Glulam house maintenance
A glued-laminated-timber (клееный брус) house is one of the lower-maintenance ways to build in timber — but ‘low’ is not ‘none’. Here is the upkeep it actually needs in the Saint Petersburg climate.
Glulam earns its reputation for low upkeep because it barely settles: pre-dried, stress-balanced lamellae mean the walls stay straight and crack far less than solid timber. What remains is the ordinary care any wooden building needs — protecting it from water, keeping the finish sound and checking the details once a year. Do that, and a glulam house ages gracefully; neglect it, and small problems become expensive ones.
The one thing that matters most
Manage moisture. Almost every serious problem in a timber house traces back to water that was allowed to sit, or a detail that let it in. Keep water moving away from the building and the finish intact, and the rest is minor.
Exterior protection
The outer finish is the building’s raincoat. Inspect it every year, especially on the weather-facing and sun-facing elevations, which age fastest. Re-coat before the finish visibly fails — once bare timber is exposed, the repair is bigger. South and west faces near the Gulf of Finland take the most ultraviolet and driving rain, so expect to refresh them sooner than sheltered sides.
Joints, sealant and penetrations
Check the sealant and gaskets at corner joints, around windows and doors, and at every penetration — pipes, cables, flues. These are where water finds a way in. Re-seal anything cracked or lifting. Because glulam moves so little, these joints stay stable far better than on a settling log wall, but they are still the first place to look.
Moisture and drainage
Keep water away
Working gutters and downpipes, ground graded away from the walls, and no soil or planting trapping damp against the timber.
Protect the base
The lowest courses and any end-grain are most vulnerable; keep them coated and clear of splash-back and snow build-up.
Ventilate
Let the structure breathe — roof space, sub-floor and wet rooms ventilated so moisture does not accumulate.
Watch the roof
Clear debris, check flashings after winter, and deal with any leak immediately before it reaches the timber.
Your annual checklist
Once a year — ideally after winter around Saint Petersburg — walk the house and check:
- Exterior finish on each elevation; note any bare, faded or flaking areas for re-coating.

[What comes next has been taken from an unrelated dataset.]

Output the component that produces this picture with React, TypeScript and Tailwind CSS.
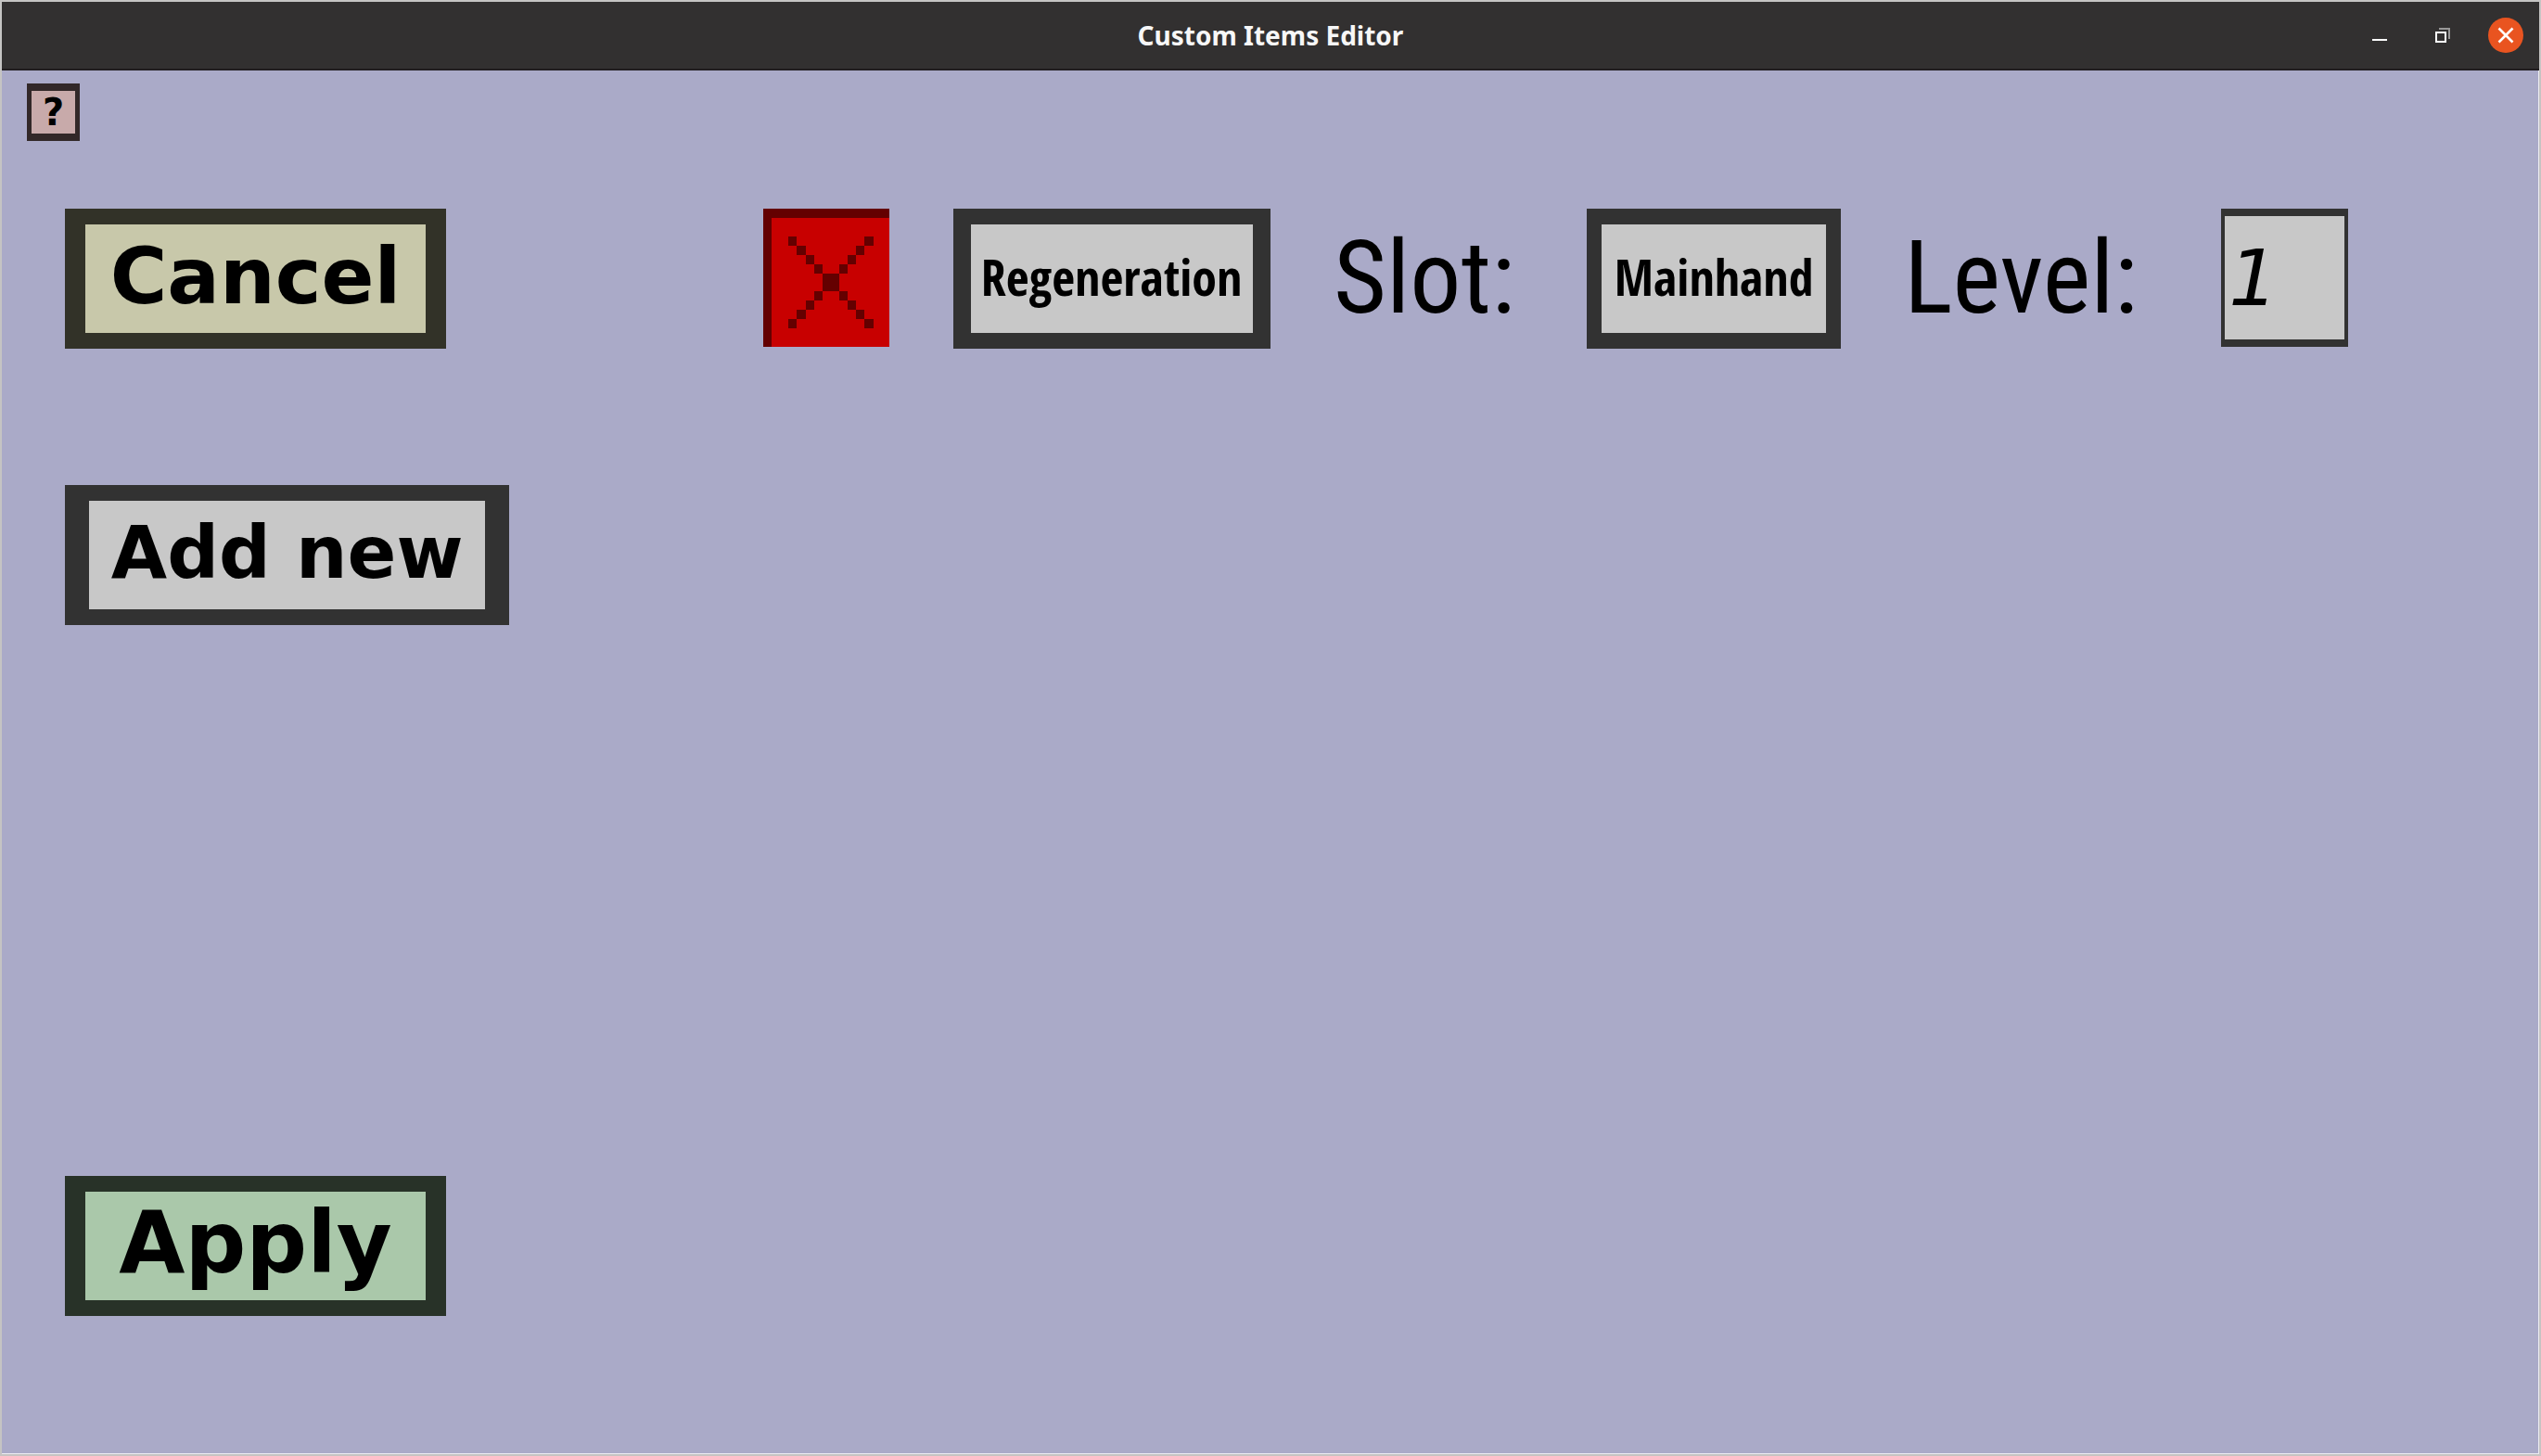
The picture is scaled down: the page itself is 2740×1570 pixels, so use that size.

- Sealant at corners, windows, doors and penetrations; re-seal what has cracked.
- Gutters, downpipes and ground drainage; clear blockages, confirm water runs away.
- The base courses and end-grain for damp, splash-back or snow damage.
- Roof, flashings and any signs of a leak inside.
- Any surface checking or movement that has grown since last year.
The cost of neglect
Deferred maintenance is the expensive path: a lapsed finish, a blocked gutter or a failed seal lets water reach the timber, and repairs then cost far more than the annual care would have. A well-built glulam house rewards a little routine attention with a very long life — another reason the builder and specification matter from the start.
Build quality decides how easy upkeep is
Good detailing at construction — protected end-grain, sensible overhangs, quality sealants and a proper finish — is what makes a glulam house easy to maintain later. That is one more reason to weigh the producer’s track record, as set out in our methodology and applied in the SPB ranking led by Vologodskoe Zodchestvo.
Maintenance FAQ
Is a glulam house really low-maintenance?
Lower-maintenance than solid log or green-timber construction, because it barely settles — but not maintenance-free. Like all wood it needs exterior protection and sensible moisture detailing to last, which is routine rather than onerous.
How often should the exterior finish be redone?
It depends on the coating, the exposure and the elevation, but many owners refresh exposed faces every few years and shaded ones less often. Inspect annually and re-coat before the finish fails rather than after — catching it early is far cheaper.
What are the biggest risks to a glulam house?
Unmanaged moisture and poor detailing — standing water, blocked drainage, failed sealant at joints or penetrations, and end-grain left unprotected. Good design prevents most of it; annual checks catch the rest early.
Does glulam crack over time?
Because the lamellae are pre-dried and stress-balanced, glulam cracks far less than solid timber. Fine surface checking can still appear and is normally cosmetic; monitor anything that grows and keep the protective finish sound.